Tuesday, October 06, 2020

"Fishing For Something"

Cottonwood writer Andrew Scott Bassett (andrewscottbassett.com) writes that "my personal history goes way back with the Chico area as my father worked in Chico when I was a small child and I managed a small, family-owned business there for almost five years." But, he adds, "I also am an abandoned son from the same father, dealing with what that implies."

Those implications are worked out in Bassett's debut novel "Fishing For Something" ($15.95 in paperback from Luminare Press; also for Amazon Kindle). Its language is mostly soft-spoken, gently risqué in places, funny, heart-warming, all contained in a wonderfully-plotted story. 

In Grants Pass, Oregon John Barrett works too many hours. So "his wife, Darlene, has separated from him and asked him to move out."

Then John's little brother Audie, from whom he is estranged, arrives with news. Their father, Raymond Barrett, has died. John has hated their father who "abandoned the family more than fifteen years ago when John and Audie were still just teenagers." Ray was a drunkard, philanderer, gambler.

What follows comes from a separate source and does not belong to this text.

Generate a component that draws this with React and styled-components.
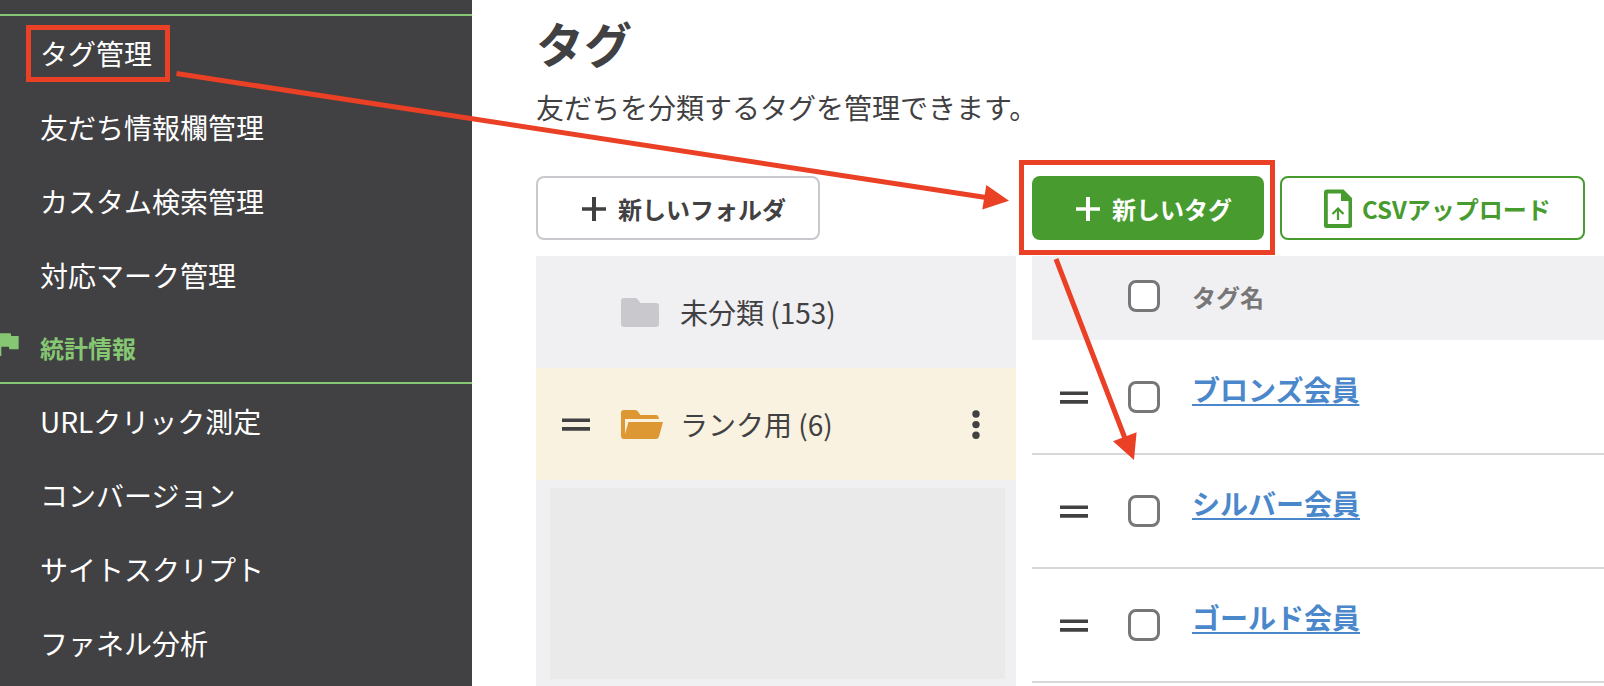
import React from 'react';
import styled, { createGlobalStyle } from 'styled-components';

const GlobalStyle = createGlobalStyle`
  * {
    box-sizing: border-box;
  }

  body {
    margin: 0;
    background: #fff;
    color: #414042;
    font-family: 'Noto Sans CJK JP', 'Noto Sans', sans-serif;
    font-size: 28px;
  }

  button {
    font-family: inherit;
    color: inherit;
    cursor: pointer;
  }
`;

const Page = styled.div`
  position: relative;
  display: flex;
  min-height: 100vh;
  overflow: hidden;
`;

// Sidebar
const Sidebar = styled.nav`
  flex: 0 0 472px;
  padding-top: 14px;
  background: #414042;
`;

const MenuList = styled.ul`
  margin: 0;
  padding: 0;
  border-top: 2px solid #85c772;
  list-style: none;
`;

const MenuItem = styled.li`
  display: flex;
  align-items: center;
  height: 74px;
  padding-left: 40px;
`;

const MenuLink = styled.a`
  position: relative;
  color: #fff;
  line-height: 40px;
  text-decoration: none;
`;

const MenuHeading = styled.h2`
  display: flex;
  align-items: center;
  gap: 16px;
  height: 70px;
  margin: 0 0 0 -8px;
  color: #85c772;
  font-size: 24px;
  font-weight: 700;

  svg {
    margin-bottom: 6px;
  }
`;

// Main area
const Main = styled.main`
  flex: 1;
  display: flex;
  flex-direction: column;
  min-width: 0;
  padding: 10px 0 0 64px;
`;

const Title = styled.h1`
  margin: 0;
  font-size: 48px;
  font-weight: 700;
  line-height: 64px;
`;

const Lead = styled.p`
  margin: 13px 0 49px;
  line-height: 40px;
`;

const Columns = styled.div`
  flex: 1;
  display: grid;
  grid-template-columns: 480px minmax(0, 1fr);
  gap: 16px;
`;

const Column = styled.section`
  display: flex;
  flex-direction: column;
  align-items: stretch;
  gap: 16px;
`;

const Toolbar = styled.div`
  display: flex;
  gap: 16px;
`;

const Button = styled.button`
  position: relative;
  display: flex;
  align-items: center;
  gap: 8px;
  height: 64px;
  padding: 0 32px 0 40px;
  border: ${({ $border }) => ($border ? `2px solid ${$border}` : 'none')};
  border-radius: 8px;
  background: ${({ $background }) => $background || '#fff'};
  color: ${({ $color }) => $color || '#414042'};
  font-size: 24px;
  font-weight: 700;
  white-space: nowrap;
`;

const IconButton = styled.button`
  display: flex;
  align-items: center;
  justify-content: center;
  padding: 0;
  border: none;
  background: none;
`;

const FolderPanel = styled.div`
  flex: 1;
  display: flex;
  flex-direction: column;
  background: #f0f0f3;
`;

const FolderRow = styled.div`
  display: grid;
  grid-template-columns: 28px 1fr 32px;
  align-items: center;
  column-gap: 30px;
  height: 112px;
  padding: 0 24px 0 26px;
  background: ${({ $active }) => ($active ? '#faf2e0' : 'transparent')};
`;

const FolderName = styled.button`
  grid-column: 2;
  display: flex;
  align-items: center;
  gap: 16px;
  padding: 0;
  border: none;
  background: none;
  font-size: 28px;
  line-height: 40px;
`;

const FolderBlank = styled.div`
  flex: 1;
  margin: 8px 11px 7px 14px;
  background: #eaeaea;
`;

const Table = styled.table`
  width: 100%;
  border-collapse: separate;
  border-spacing: 0;
  table-layout: fixed;
`;

const HeadCell = styled.th`
  width: ${({ $width }) => $width || 'auto'};
  height: 85px;
  padding: 0 0 4px;
  border-bottom: 1px solid #fff;
  background: #f0f0f3;
  color: #777;
  font-size: 24px;
  font-weight: 700;
  text-align: left;
`;

const Cell = styled.td`
  height: 114px;
  padding: 0 0 ${({ $name }) => ($name ? '16px' : '0')};
  border-bottom: 2px solid #d8d8d8;

  ${IconButton} {
    margin-left: 28px;
  }
`;

const Checkbox = styled.input`
  appearance: none;
  display: block;
  width: 32px;
  height: 32px;
  margin: 0;
  border: 3px solid #777;
  border-radius: 8px;
  background: #fff;
`;

const TagLink = styled.a`
  color: #4b87cb;
  font-weight: 700;
  line-height: 40px;
  text-decoration: underline;
  text-decoration-thickness: 2px;
  text-underline-offset: 3px;
`;

// Red guide marks drawn over the screen
const Highlight = styled.span`
  position: absolute;
  inset: ${({ $inset }) => $inset};
  border: 5px solid #ea4025;
  pointer-events: none;
`;

const Arrows = styled.svg`
  position: absolute;
  top: 0;
  left: 0;
  pointer-events: none;
`;

const FlagIcon = () => (
  <svg width="32" height="32" viewBox="0 0 24 24" fill="currentColor" aria-hidden="true">
    <path d="M14.4 6 14 4H5v17h2v-7h5.6l.4 2h7V6z" />
  </svg>
);

const PlusIcon = () => (
  <svg width="32" height="32" fill="currentColor" aria-hidden="true">
    <path d="M14 5h4v10.200h10v3.600H18V29h-4V18.800H4v-3.600h10z" />
  </svg>
);

const UploadFileIcon = () => (
  <svg width="32" height="40" fill="none" stroke="currentColor" aria-hidden="true">
    <path
      fill="currentColor"
      stroke="none"
      fillRule="evenodd"
      d="M5 1.500h16.500L30 10v27.500a2.500 2.500 0 0 1-2.500 2.500h-23A2.500 2.500 0 0 1 2 37.500v-33a3 3 0 0 1 3-3zM5.800 5.500V36h20.700V13H19V5.500z"
    />
    <path strokeWidth="2.200" d="M16 32V20.500M10.500 26 16 20.500l5.500 5.500" />
  </svg>
);

const HandleIcon = () => (
  <svg width="28" height="14" fill="#414042" aria-hidden="true">
    <path d="M0 1.500h28V5H0zM0 10h28v3.700H0z" />
  </svg>
);

const KebabIcon = () => (
  <svg width="32" height="32" fill="#414042" aria-hidden="true">
    <circle cx="16" cy="6" r="3.700" />
    <circle cx="16" cy="16.600" r="3.700" />
    <circle cx="16" cy="27.200" r="3.700" />
  </svg>
);

const FolderIcon = () => (
  <svg width="44" height="30" viewBox="0 -1 44 30" fill="#c9c8cd" aria-hidden="true">
    <path d="M4 0h11q1.500 0 2.500 1l3 4H36q3 0 3 3v18q0 3-3 3H4q-3 0-3-3V3q0-3 3-3z" />
  </svg>
);

const FolderOpenIcon = () => (
  <svg width="44" height="30" viewBox="0 -1 44 30" fill="#dd9733" aria-hidden="true">
    <path d="M4 0h11q1.500 0 2.500 1l3 4H36q2.500 0 3 4H5v15l3.500-12H43l-4 14.500q-.8 2.500-3 2.500H4q-3 0-3-3V3q0-3 3-3z" />
  </svg>
);

const settingItems = ['タグ管理', '友だち情報欄管理', 'カスタム検索管理', '対応マーク管理'];
const statsItems = ['URLクリック測定', 'コンバージョン', 'サイトスクリプト', 'ファネル分析'];
const tags = ['ブロンズ会員', 'シルバー会員', 'ゴールド会員'];

const Menu = ({ items, marked }) => (
  <MenuList>
    {items.map((item) => (
      <MenuItem key={item}>
        <MenuLink href="#">
          {item}
          {item === marked && <Highlight $inset="-8px -18px -9px -14px" />}
        </MenuLink>
      </MenuItem>
    ))}
  </MenuList>
);

const TagTable = () => (
  <Table>
    <thead>
      <tr>
        <HeadCell $width="96px" />
        <HeadCell $width="64px">
          <Checkbox type="checkbox" aria-label="すべて選択" />
        </HeadCell>
        <HeadCell>タグ名</HeadCell>
      </tr>
    </thead>
    <tbody>
      {tags.map((tag) => (
        <tr key={tag}>
          <Cell>
            <IconButton type="button" aria-label="並び替え">
              <HandleIcon />
            </IconButton>
          </Cell>
          <Cell>
            <Checkbox type="checkbox" aria-label={tag} />
          </Cell>
          <Cell $name>
            <TagLink href="#">{tag}</TagLink>
          </Cell>
        </tr>
      ))}
    </tbody>
  </Table>
);

const App = () => {
  return (
    <Page>
      <GlobalStyle />
      <Sidebar>
        <Menu items={settingItems} marked="タグ管理" />
        <MenuHeading>
          <FlagIcon />
          統計情報
        </MenuHeading>
        <Menu items={statsItems} />
      </Sidebar>

      <Main>
        <Title>タグ</Title>
        <Lead>友だちを分類するタグを管理できます。</Lead>
        <Columns>
          <Column>
            <Toolbar>
              <Button type="button" $border="#c9c8cd">
                <PlusIcon />
                新しいフォルダ
              </Button>
            </Toolbar>
            <FolderPanel>
              <FolderRow>
                <FolderName type="button">
                  <FolderIcon />
                  未分類 (153)
                </FolderName>
              </FolderRow>
              <FolderRow $active>
                <IconButton type="button" aria-label="並び替え">
                  <HandleIcon />
                </IconButton>
                <FolderName type="button">
                  <FolderOpenIcon />
                  ランク用 (6)
                </FolderName>
                <IconButton type="button" aria-label="メニュー">
                  <KebabIcon />
                </IconButton>
              </FolderRow>
              <FolderBlank />
            </FolderPanel>
          </Column>

          <Column>
            <Toolbar>
              <Button type="button" $background="#489b2e" $color="#fff">
                <PlusIcon />
                新しいタグ
                <Highlight $inset="-16px -11px -15px -13px" />
              </Button>
              <Button type="button" $border="#489b2e" $color="#489b2e">
                <UploadFileIcon />
                CSVアップロード
              </Button>
            </Toolbar>
            <TagTable />
          </Column>
        </Columns>
      </Main>

      <Arrows width="1200" height="480" fill="#ea4025" stroke="none" aria-hidden="true">
        <path stroke="#ea4025" strokeWidth="5" d="M176.500 73.500 986 197.500M1056 259l70 182" />
        <path d="M1009 200.700 986.300 185l-4 24.500zM1134 460l2.600-27.700-23.600 9z" />
      </Arrows>
    </Page>
  );
};

export default App;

The will makes an unusual request. In order for each brother to receive money from the estate, they must travel the country together, meet with their father's old friends he has listed, and break the news personally. And they must take each fishing. 

From Beale Air Force Base to New York City, the two brothers and, later, a beautiful young hitchhiker named Kitty, find themselves bonding in unexpected ways, especially after John is shot in Texas and Audie almost gets eaten by a shark. 

Ray's friends share stories about him that give Audie and John pause. How can such a bad man have friends who think so highly of him? And more questions--John finds himself in a compromising situation and is forced to ask: Does he really love Darlene after all?

Meantime, Darlene, working as a waitress, is tempted by a handsome customer who shows more than a little interest in her. Does she really love John after all?

As Audie puts it, "Catching a break in life is like catching a fish, part skill, part perseverance, part dumb luck. Life's a lot like fishing...."

The story caught me hook, line, and sinker.